• Supplied data:

============================================================

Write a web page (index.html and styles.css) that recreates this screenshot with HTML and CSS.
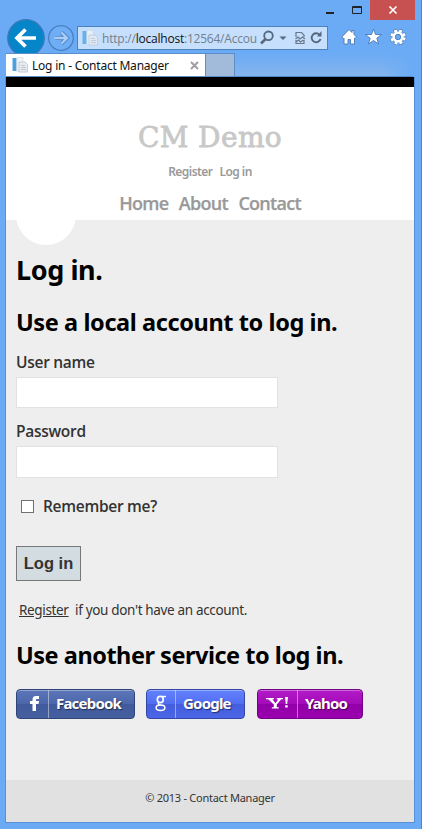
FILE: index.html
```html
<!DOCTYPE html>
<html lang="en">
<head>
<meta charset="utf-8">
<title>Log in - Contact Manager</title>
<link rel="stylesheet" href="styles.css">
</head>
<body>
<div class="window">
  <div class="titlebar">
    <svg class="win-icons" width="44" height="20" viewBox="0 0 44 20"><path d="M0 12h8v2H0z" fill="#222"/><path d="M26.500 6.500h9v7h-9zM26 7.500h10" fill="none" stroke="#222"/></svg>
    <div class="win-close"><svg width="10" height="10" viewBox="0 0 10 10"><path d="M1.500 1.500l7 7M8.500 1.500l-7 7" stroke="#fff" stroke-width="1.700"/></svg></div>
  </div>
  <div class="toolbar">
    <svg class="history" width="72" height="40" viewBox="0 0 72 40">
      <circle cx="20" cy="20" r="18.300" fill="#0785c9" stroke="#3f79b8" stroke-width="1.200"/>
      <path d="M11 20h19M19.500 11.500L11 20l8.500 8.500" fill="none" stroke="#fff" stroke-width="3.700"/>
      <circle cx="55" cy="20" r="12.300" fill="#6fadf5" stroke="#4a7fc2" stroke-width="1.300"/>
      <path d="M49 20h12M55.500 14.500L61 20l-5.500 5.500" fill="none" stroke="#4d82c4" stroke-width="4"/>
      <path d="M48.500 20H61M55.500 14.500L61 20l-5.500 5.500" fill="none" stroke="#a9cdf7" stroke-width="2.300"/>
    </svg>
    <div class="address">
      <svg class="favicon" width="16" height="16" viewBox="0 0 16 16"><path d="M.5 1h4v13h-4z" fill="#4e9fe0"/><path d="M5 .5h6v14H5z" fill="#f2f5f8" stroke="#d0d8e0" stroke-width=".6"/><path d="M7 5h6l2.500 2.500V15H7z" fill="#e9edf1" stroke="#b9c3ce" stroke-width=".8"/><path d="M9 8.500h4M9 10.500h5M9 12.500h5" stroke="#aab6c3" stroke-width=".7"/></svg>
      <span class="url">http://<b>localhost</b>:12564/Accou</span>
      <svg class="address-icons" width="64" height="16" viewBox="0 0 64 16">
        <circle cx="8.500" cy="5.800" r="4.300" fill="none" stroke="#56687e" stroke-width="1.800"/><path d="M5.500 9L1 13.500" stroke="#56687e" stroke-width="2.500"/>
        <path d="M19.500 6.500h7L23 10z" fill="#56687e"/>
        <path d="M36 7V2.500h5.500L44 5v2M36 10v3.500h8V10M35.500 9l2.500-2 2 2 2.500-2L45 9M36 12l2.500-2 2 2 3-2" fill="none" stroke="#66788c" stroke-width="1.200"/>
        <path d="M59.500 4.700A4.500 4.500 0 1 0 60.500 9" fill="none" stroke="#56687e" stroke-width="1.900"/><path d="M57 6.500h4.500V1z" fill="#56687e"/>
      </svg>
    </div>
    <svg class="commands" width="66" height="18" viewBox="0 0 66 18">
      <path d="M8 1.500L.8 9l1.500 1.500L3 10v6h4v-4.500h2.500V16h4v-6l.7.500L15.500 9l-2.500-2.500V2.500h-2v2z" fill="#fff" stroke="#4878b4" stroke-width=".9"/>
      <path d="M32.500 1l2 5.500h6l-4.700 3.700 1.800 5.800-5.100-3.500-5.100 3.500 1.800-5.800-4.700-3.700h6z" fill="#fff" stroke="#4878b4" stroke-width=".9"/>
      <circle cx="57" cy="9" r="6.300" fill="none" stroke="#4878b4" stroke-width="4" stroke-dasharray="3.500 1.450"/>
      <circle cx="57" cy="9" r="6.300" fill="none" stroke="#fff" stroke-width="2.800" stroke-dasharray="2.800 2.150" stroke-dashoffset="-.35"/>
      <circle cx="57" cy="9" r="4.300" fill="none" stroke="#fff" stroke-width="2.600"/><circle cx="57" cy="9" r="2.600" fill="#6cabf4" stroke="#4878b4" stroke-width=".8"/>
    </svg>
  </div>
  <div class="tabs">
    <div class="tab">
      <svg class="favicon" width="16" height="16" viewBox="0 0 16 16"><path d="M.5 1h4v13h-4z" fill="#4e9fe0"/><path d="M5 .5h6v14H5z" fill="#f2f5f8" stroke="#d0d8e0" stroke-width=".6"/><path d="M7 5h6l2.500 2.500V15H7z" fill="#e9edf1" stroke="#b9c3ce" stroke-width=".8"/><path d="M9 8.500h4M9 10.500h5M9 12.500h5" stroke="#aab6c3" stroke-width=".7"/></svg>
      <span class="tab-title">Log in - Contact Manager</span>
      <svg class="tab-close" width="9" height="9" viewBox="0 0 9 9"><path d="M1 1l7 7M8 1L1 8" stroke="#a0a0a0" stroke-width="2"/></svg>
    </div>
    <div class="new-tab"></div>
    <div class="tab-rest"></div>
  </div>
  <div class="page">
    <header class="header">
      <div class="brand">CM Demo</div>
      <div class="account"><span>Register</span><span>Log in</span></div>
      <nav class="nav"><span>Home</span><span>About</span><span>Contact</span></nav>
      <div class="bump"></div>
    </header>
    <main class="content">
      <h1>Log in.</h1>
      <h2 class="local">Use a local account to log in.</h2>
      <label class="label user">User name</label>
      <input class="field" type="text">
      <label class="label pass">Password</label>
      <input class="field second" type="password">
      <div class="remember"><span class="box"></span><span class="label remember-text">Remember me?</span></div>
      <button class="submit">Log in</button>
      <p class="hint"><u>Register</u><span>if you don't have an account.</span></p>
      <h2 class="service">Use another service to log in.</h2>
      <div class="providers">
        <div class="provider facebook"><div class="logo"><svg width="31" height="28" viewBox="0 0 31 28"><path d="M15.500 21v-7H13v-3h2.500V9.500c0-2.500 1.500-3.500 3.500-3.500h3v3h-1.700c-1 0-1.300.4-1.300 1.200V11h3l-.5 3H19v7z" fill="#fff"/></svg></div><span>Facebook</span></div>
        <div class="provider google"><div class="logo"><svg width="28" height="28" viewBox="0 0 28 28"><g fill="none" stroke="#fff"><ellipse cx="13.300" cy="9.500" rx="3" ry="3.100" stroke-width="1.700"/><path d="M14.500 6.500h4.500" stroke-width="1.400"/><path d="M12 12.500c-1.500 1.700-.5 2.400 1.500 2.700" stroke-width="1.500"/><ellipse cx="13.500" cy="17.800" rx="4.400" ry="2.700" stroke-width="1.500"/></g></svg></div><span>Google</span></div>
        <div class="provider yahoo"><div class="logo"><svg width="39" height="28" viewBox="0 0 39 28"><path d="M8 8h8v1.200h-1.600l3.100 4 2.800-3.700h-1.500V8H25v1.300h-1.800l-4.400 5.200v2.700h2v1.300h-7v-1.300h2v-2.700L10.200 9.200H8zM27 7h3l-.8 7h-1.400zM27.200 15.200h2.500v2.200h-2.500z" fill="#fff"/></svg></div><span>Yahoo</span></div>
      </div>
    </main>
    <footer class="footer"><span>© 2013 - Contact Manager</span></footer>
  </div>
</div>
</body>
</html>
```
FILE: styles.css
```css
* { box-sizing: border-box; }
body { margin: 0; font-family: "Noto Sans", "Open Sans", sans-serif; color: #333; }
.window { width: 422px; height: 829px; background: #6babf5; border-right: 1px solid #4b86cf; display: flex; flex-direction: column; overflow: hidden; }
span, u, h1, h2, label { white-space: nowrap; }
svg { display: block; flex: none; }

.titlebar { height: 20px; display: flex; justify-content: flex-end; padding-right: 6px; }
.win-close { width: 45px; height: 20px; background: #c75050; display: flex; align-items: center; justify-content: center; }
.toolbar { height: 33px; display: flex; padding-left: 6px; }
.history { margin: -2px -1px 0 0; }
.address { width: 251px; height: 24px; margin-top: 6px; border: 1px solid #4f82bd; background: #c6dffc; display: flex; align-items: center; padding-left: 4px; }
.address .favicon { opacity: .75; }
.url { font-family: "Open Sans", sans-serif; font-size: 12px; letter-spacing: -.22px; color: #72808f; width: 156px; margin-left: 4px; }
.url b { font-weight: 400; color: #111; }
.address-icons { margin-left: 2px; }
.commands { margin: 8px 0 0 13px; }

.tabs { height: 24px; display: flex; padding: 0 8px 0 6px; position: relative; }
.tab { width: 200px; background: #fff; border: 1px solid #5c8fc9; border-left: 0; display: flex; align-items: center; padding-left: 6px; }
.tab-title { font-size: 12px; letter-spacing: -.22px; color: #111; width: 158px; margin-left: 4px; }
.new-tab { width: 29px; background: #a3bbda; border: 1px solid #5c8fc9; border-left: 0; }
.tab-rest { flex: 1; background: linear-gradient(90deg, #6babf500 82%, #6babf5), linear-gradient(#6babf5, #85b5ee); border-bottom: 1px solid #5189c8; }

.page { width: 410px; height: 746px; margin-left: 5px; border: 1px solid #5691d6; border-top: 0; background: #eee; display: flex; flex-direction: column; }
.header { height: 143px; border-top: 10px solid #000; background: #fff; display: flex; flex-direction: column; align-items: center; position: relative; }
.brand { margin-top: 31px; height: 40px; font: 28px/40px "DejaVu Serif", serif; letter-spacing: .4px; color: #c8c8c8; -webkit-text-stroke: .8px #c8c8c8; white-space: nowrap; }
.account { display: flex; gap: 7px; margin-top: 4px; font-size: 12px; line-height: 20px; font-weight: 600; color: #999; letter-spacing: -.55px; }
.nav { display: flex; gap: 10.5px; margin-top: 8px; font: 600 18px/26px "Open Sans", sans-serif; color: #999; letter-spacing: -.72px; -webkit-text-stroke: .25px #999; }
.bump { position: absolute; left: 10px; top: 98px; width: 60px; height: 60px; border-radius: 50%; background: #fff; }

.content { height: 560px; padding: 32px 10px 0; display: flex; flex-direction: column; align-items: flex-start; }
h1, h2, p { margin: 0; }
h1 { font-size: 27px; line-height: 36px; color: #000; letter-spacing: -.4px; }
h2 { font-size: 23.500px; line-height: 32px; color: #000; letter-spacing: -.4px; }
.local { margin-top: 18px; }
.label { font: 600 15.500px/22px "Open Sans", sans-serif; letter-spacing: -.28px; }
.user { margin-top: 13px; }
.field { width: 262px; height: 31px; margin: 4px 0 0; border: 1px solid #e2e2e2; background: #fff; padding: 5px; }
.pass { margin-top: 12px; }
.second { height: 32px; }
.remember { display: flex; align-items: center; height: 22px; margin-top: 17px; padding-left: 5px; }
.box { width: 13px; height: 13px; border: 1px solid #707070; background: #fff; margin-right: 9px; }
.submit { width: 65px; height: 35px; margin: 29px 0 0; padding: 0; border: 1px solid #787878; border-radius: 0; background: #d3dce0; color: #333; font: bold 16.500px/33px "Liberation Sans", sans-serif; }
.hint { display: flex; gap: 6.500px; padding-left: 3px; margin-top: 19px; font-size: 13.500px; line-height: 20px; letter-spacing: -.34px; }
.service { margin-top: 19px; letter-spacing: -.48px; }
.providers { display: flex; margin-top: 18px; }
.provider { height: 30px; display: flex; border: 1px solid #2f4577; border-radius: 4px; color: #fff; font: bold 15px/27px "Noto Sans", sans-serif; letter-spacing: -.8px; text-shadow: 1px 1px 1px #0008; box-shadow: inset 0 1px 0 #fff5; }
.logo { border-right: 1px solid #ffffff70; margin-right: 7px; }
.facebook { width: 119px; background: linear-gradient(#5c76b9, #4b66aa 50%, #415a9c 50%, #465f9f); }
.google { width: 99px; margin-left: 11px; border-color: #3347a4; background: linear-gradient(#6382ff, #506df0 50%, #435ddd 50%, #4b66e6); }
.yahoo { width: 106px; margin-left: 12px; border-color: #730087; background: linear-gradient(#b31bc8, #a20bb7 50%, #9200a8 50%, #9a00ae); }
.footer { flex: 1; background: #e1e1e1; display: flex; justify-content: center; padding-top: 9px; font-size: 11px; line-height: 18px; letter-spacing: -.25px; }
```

============================================================

• Stated goal: Which lines include "index"? Copy each of them out.

• Response to this exercise:
Write a web page (index.html and styles.css) that recreates this screenshot with HTML and CSS.
FILE: index.html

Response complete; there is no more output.